During the panel discussion, Molina stated that when they send the public home with a biodegradable, plantable Dixie-cup sample succulent, or with a mini-terrarium from the Plant Ambassador, they tell the new plant owner to think of the plant or terrarium as a “science project.” My hackles went up. My arm shot off my torso: “Why,” I asked from the audience, “when you are making the explicit choice to call Wonderarium an art project, do you contextualize this plant as an object of science rather than an object of art?” Framing the newly adopted succulent(s) with this language encourages close observation, Molina explained. I persisted. “But if your purpose in developing this project is to USE art as a seductive tool for the appreciation of nature, what do you gain by then calling your handouts ‘science projects’? And how does it really benefit art, as a discipline, a worthy pursuit, a form of research and reverie, when you teach your public that a practice of observation should be considered science? To my mind, you perpetuate a spurious and unproductive binary by doing so.”

As an artist, I know what it’s like to be on the other side of the panel table, having to field comments that are really statements disguised as questions. As a member of the audience, I was dismayed by what I perceived as the naiveté of Wonderarium, but also excited by finding a useful term with which to discuss the convergences and divergences of scientific and artistic practices. Observation. Within scientific practice, observational is counterposed with experimental study.
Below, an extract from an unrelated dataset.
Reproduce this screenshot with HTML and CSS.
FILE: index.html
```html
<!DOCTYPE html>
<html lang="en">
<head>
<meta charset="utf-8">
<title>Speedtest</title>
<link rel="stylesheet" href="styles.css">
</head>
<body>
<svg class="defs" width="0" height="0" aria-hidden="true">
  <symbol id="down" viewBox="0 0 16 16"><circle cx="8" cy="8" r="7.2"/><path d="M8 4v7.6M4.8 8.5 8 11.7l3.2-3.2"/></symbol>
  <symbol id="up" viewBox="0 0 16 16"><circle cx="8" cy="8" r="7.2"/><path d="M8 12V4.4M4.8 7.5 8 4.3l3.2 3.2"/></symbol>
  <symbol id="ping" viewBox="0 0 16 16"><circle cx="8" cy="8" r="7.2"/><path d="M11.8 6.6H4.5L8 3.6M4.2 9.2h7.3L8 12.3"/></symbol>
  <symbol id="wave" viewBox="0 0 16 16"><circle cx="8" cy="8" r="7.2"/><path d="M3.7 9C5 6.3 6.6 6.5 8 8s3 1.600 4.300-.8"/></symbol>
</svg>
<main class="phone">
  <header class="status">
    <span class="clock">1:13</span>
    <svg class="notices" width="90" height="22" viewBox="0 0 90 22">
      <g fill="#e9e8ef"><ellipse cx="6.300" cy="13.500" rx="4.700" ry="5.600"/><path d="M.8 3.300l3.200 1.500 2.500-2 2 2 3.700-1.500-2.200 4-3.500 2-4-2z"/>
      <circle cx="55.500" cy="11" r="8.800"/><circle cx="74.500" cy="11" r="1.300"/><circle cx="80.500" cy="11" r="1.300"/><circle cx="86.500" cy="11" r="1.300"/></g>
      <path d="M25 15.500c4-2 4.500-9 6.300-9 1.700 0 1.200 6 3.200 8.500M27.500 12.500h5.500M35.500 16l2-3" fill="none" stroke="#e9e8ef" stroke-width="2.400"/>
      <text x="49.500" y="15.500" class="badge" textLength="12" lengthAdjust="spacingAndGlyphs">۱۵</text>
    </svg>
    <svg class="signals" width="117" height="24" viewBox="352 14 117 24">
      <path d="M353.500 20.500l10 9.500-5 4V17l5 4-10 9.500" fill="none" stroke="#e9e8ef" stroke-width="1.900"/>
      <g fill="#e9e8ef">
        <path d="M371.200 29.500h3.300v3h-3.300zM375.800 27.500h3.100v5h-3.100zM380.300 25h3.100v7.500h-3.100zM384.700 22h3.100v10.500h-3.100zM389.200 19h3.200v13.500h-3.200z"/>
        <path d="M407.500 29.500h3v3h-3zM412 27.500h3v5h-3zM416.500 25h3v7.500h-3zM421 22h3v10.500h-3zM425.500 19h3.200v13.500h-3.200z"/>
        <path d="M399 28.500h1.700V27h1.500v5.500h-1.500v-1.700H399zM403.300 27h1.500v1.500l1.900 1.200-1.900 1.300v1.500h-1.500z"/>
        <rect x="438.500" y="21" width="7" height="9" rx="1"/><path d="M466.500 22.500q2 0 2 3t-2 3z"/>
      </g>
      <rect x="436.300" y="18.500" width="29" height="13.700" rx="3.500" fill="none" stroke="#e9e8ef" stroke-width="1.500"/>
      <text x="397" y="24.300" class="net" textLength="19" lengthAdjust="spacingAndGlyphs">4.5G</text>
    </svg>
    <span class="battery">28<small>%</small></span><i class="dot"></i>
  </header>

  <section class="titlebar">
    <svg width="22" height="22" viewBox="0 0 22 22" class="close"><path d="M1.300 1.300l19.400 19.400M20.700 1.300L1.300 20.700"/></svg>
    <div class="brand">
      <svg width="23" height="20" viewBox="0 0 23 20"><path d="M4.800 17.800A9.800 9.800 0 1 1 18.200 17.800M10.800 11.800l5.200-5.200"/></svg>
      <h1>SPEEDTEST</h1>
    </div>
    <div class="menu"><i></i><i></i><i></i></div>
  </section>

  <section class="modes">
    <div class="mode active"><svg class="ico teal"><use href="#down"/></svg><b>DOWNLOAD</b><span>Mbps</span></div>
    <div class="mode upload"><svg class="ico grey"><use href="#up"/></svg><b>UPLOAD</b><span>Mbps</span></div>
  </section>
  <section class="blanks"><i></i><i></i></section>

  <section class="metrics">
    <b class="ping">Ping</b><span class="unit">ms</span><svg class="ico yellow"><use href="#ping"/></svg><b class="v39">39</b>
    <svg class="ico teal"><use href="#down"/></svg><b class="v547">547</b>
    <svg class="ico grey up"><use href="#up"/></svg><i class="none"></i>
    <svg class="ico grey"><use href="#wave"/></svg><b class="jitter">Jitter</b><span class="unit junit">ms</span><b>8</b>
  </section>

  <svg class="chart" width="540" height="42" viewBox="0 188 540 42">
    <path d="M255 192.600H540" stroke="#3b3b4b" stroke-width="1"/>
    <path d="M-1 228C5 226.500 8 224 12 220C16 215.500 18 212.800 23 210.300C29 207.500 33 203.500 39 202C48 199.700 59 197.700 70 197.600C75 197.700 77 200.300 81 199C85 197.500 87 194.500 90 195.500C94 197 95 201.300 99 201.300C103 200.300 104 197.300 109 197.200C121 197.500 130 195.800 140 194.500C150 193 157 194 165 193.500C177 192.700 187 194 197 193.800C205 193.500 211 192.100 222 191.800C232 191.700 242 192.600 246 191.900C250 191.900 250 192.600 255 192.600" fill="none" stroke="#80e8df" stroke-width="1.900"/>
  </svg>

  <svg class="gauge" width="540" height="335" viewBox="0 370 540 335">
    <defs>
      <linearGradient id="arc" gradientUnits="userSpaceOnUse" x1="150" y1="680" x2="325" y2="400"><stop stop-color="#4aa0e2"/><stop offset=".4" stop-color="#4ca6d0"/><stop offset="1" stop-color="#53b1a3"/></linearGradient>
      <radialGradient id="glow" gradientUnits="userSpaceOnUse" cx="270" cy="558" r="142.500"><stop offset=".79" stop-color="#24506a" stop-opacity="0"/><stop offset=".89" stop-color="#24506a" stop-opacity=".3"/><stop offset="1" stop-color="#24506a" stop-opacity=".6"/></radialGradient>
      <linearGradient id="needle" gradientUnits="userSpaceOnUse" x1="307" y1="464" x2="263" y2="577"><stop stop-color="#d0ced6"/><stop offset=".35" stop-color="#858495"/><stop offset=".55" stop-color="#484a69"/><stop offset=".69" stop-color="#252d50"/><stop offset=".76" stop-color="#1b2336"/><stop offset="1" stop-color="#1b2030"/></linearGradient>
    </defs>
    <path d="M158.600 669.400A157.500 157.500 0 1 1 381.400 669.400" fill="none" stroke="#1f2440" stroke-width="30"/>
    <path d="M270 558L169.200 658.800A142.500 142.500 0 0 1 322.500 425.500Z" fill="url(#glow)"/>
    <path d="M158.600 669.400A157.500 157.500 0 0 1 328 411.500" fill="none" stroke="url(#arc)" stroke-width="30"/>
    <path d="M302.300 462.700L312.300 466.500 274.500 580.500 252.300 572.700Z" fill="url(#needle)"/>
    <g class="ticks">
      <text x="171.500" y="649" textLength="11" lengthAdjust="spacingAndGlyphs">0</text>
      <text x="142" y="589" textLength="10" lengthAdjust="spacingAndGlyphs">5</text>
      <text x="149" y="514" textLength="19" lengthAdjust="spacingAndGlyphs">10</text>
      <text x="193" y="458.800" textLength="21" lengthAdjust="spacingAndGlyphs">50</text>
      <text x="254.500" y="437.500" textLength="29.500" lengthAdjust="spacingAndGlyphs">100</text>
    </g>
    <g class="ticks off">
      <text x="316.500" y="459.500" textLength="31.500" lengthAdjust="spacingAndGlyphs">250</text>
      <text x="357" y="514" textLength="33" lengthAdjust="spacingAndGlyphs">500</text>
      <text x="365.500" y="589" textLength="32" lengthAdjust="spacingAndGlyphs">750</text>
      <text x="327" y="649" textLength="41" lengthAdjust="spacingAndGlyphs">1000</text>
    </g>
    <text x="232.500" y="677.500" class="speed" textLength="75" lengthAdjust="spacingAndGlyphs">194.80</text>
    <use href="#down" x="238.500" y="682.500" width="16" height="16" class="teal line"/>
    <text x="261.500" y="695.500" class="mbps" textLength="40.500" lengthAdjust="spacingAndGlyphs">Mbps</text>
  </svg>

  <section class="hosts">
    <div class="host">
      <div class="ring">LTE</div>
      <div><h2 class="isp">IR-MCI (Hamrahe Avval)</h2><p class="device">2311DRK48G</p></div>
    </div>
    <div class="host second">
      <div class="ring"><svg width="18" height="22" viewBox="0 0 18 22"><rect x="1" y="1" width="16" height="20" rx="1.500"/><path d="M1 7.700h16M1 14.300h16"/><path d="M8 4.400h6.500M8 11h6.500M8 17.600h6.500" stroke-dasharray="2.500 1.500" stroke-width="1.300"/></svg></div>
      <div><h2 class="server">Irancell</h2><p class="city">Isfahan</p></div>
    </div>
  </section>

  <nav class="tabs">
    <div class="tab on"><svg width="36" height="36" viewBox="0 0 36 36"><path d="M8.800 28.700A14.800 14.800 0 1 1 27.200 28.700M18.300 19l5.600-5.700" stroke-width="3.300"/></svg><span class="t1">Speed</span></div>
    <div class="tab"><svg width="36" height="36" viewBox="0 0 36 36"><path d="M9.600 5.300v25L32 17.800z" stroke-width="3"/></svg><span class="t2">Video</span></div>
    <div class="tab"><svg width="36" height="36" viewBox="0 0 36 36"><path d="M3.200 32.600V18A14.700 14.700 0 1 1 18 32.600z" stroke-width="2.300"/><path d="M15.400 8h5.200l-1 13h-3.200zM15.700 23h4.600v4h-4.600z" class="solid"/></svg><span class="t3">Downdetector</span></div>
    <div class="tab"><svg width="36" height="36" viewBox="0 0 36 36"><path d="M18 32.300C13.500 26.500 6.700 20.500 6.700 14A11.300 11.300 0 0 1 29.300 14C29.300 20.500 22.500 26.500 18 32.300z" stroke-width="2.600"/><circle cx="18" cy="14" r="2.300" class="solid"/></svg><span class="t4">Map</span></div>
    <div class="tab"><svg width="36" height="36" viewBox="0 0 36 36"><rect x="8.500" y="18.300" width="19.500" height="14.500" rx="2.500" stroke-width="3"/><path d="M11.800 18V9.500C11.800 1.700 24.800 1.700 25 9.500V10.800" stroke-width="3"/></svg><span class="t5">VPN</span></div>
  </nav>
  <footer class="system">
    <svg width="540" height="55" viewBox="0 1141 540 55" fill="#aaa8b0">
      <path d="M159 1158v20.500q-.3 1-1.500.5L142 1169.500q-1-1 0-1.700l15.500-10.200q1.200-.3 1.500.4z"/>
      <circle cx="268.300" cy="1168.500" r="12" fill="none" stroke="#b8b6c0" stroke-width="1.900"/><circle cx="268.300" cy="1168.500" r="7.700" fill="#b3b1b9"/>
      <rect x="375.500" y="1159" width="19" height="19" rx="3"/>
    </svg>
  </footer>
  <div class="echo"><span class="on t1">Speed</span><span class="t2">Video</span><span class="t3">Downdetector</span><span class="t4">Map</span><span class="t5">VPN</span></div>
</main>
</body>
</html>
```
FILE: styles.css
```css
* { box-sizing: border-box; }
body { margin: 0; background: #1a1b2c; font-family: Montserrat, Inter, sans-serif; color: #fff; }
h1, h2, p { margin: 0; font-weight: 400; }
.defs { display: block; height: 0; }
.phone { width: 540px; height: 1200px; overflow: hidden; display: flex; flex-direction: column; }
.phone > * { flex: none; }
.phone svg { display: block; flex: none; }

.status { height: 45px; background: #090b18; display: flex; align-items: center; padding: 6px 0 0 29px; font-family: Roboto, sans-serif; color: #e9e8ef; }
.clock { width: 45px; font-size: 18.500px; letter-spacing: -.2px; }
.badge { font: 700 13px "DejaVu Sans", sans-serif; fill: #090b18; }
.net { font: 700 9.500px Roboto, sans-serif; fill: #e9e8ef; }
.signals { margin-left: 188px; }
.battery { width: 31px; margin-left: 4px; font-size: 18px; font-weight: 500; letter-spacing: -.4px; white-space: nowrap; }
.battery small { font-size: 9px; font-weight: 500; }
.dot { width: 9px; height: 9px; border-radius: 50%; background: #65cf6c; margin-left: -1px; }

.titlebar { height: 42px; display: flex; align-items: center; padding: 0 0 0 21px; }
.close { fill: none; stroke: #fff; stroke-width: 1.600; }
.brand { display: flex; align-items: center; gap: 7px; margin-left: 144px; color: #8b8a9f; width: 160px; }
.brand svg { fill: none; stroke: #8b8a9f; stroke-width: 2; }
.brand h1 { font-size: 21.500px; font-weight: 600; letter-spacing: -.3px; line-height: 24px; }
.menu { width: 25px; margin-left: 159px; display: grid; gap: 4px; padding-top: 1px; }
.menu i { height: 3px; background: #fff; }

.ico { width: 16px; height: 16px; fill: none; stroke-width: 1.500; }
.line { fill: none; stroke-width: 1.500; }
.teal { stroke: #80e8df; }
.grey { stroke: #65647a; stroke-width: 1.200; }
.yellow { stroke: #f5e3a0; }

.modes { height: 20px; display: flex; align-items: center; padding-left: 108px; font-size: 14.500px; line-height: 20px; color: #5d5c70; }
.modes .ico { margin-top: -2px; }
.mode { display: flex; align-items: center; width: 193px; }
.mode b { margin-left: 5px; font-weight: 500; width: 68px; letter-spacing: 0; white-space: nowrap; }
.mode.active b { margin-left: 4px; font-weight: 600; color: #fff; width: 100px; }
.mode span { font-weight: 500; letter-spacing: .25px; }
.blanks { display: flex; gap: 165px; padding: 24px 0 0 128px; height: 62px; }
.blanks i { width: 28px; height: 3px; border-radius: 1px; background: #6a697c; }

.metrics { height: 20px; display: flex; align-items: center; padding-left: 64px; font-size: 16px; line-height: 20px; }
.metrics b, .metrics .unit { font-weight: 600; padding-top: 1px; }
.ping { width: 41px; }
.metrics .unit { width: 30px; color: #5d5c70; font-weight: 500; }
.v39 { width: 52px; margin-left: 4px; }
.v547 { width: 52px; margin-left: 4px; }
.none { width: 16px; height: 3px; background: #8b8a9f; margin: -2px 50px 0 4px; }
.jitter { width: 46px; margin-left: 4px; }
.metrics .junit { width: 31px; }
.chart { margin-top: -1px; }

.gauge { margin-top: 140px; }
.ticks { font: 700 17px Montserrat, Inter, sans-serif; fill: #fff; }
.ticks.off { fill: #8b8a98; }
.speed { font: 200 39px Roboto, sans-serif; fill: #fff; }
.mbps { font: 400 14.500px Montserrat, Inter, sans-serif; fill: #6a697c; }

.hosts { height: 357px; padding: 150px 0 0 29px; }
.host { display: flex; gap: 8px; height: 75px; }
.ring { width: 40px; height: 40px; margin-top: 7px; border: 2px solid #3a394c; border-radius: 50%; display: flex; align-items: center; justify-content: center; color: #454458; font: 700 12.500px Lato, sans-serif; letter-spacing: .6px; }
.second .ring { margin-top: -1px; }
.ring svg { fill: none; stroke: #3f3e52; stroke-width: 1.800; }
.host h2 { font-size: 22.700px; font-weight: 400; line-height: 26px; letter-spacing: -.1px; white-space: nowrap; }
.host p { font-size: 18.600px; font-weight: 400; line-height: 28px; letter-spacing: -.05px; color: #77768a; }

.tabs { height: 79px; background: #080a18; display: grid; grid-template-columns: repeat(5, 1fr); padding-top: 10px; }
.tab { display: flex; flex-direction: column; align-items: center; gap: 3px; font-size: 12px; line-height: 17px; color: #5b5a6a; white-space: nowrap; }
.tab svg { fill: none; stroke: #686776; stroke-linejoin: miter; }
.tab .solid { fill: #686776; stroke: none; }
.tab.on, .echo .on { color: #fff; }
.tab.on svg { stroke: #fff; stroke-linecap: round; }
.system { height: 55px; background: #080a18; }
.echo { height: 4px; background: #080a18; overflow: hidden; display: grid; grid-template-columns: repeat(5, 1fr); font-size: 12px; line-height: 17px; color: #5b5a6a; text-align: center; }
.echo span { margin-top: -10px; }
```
In film-video history, an observational documentary is counterposed with something that might be thought of as more expressively, or rhetorically driven. Observation strikes me as a term one encounters rarely in the discourse around contemporary avant-garde visual art practices, and yet it’s not so far from the terms one sees more often. Artists experiment, strategize, deploy, examine, investigate, cultivate, work across platforms, mobilize, negotiate, interrogate, intervene, engage, etc. Even when they aren’t using those terms themselves, more often than not, the curators, historians, and critics producing discourse around and from visual art are using this language. I’m sure I am teaching my students to use it, and now I am glad to be asking myself why.

Comments (7)

  • DeWitt Cheng says:

    Interesting discussion on the current consensus on art’s limits, or lack of same.

    With conceptual art having exploded all limitations on what art is—it’s not necessarily an object, esthetically powerful, or even meaningful or “privileged”—how do art-lovers make critical judgments? Trusting to institutional valorizations (as Danto seems to do) simply pushes the decision-making off one’s own desk onto someone else’s. When did intellectual/artistic lefties become dittoheads?

    if art becomes an arena of experimentation eschewing any sort of meaning, statement, or content outside its own concerns (remember wicked old navel-gazing formalism?), which have been enlarged in the past few decades, granted, why should anyone outside the artworld bubble care?

  • Hi Konrad,

    thanks for that great response. it’s so thoughtful.
    AW

  • Hi Anne and all,

    Thanks for the thoughtful report and discussion. I agree with what you and Anu say about the notion of observation as a link between the two domains. I just wanted to suggest a different way than the art/science binary to discuss different observational practices and how they relate to language. I’ll try to be brief.

    One practice seems coupled with objectifying language. That is to say, the goal of observation is the form of description, interpretation, theory or judgement about the observed. It could take the form of many kinds of language: say in the language of math or filmmaking or the law or art criticism. The observation is in the service of creating these formulations in a language independent of the object, and possibly the observer.

    A different practice, or aspect of general observation would be coupled with a response, i.e. the gesture of response, directed “back towards” or “inspired by” or “in resistance to” the observed on something like its own terms, or on a composite of one’s own and the observed’s terms. This kind of observation is in the service of creating a dialog in a way that may never get formulated in (meta-) language, but is fed directly back as play. This is the way an artist works with materials, or a comic works with an audience, or a predator, prey.

    Sometimes both aspects get mixed together, but the thought is that one way creates facts and theory, the other creates discourse and interaction. Art or science could work in either mode, of course!

    Thanks for the conversation!

  • Kyle Griffiths says:

    I believe there is a further dichotomy in differentiating experimental practice from observational practice, and in fact, the division is only useful in certain branches of science. In any case, observation has to follow experimentation in the interpretion of science practice.

  • Thank you both Anne and Anu for your thoughts and comments regarding our project.
    photo credit for the image goes to Lydia Gonzales.

  • It’s really interesting to read this, Anu. I’m glad you gave the project some context. Thank you.

  • Anne, thanks for the mention and for your thoughtful commentary. In their proposal, the Wonderarium artists articulated their project’s relationship to scientific research in a different way – as an experiment in plant tolerance of extreme environmental conditions, which would afford their scientist collaborators an opportunity to observe how specimens reacted to indoor growing, extreme heat and light, etc. The idea was to stress-test the succulent plants in the Wonderarium prototype, a situation that the scientists might not have arrived at on their own, but from which they could still learn. Whether such an experiment is art or science seems less interesting to me, than the fact that it has applications for both disciplines.